SHORT PROBLEM
Restate the listing below word for word, omitting any images.

=== SOURCE MATERIAL ===

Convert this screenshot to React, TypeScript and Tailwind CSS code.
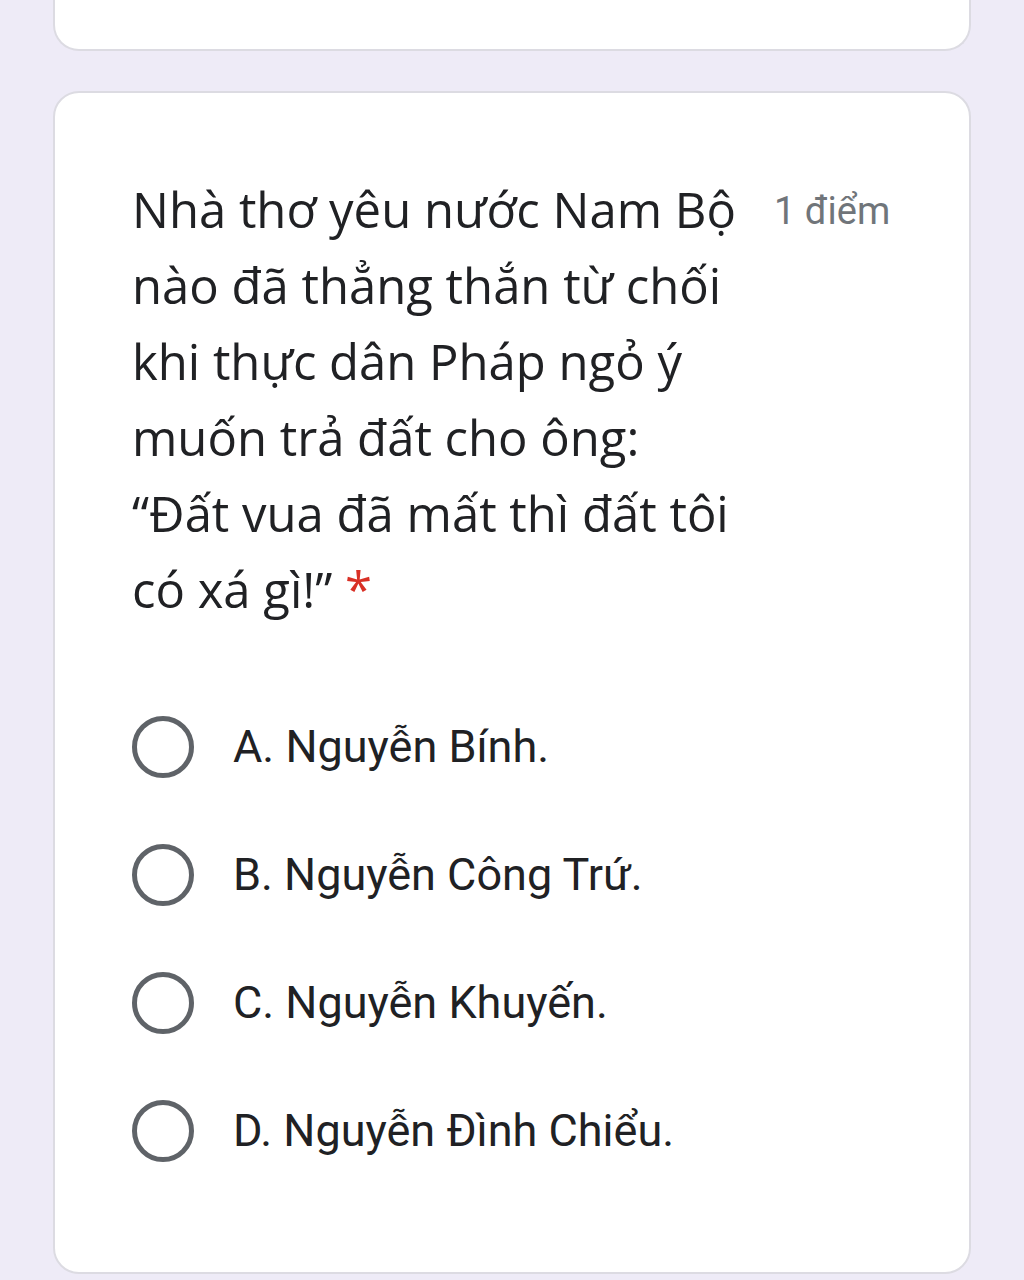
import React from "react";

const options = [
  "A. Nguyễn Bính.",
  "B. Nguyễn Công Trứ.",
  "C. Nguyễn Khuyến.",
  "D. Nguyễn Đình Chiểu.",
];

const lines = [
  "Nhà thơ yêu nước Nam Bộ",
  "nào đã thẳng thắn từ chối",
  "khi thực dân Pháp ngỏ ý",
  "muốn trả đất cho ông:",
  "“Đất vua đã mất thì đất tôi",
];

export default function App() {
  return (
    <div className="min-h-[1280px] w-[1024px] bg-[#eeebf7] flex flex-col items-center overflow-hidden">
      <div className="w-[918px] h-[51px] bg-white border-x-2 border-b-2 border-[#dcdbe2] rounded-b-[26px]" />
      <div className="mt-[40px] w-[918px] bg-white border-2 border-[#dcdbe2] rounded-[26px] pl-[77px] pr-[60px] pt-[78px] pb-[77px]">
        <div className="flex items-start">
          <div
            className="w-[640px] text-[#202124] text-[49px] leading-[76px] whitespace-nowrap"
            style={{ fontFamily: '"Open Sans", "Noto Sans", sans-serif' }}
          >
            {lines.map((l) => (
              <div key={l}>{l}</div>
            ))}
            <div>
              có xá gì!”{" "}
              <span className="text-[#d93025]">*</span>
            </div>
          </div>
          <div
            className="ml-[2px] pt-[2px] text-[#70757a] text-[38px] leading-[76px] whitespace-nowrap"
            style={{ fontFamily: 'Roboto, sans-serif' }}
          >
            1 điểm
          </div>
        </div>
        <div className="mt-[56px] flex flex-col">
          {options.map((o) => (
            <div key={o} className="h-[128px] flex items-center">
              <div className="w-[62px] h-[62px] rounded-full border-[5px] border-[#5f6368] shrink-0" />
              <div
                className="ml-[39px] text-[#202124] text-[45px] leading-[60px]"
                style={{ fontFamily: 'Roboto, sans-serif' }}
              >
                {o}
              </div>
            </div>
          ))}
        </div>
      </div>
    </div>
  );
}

===

EXERCISE OUTPUT
Convert this screenshot to React, TypeScript and Tailwind CSS code.
import React from "react";

const options = [
  "A. Nguyễn Bính.",
  "B. Nguyễn Công Trứ.",
  "C. Nguyễn Khuyến.",
  "D. Nguyễn Đình Chiểu.",
];

const lines = [
  "Nhà thơ yêu nước Nam Bộ",
  "nào đã thẳng thắn từ chối",
  "khi thực dân Pháp ngỏ ý",
  "muốn trả đất cho ông:",
  "“Đất vua đã mất thì đất tôi",
];

export default function App() {
  return (
    <div className="min-h-[1280px] w-[1024px] bg-[#eeebf7] flex flex-col items-center overflow-hidden">
      <div className="w-[918px] h-[51px] bg-white border-x-2 border-b-2 border-[#dcdbe2] rounded-b-[26px]" />
      <div className="mt-[40px] w-[918px] bg-white border-2 border-[#dcdbe2] rounded-[26px] pl-[77px] pr-[60px] pt-[78px] pb-[77px]">
        <div className="flex items-start">
          <div
            className="w-[640px] text-[#202124] text-[49px] leading-[76px] whitespace-nowrap"
            style={{ fontFamily: '"Open Sans", "Noto Sans", sans-serif' }}
          >
            {lines.map((l) => (
              <div key={l}>{l}</div>
            ))}
            <div>
              có xá gì!”{" "}
              <span className="text-[#d93025]">*</span>
            </div>
          </div>
          <div
            className="ml-[2px] pt-[2px] text-[#70757a] text-[38px] leading-[76px] whitespace-nowrap"
            style={{ fontFamily: 'Roboto, sans-serif' }}
          >
            1 điểm
          </div>
        </div>
        <div className="mt-[56px] flex flex-col">
          {options.map((o) => (
            <div key={o} className="h-[128px] flex items-center">
              <div className="w-[62px] h-[62px] rounded-full border-[5px] border-[#5f6368] shrink-0" />
              <div
                className="ml-[39px] text-[#202124] text-[45px] leading-[60px]"
                style={{ fontFamily: 'Roboto, sans-serif' }}
              >
                {o}
              </div>
            </div>
          ))}
        </div>
      </div>
    </div>
  );
}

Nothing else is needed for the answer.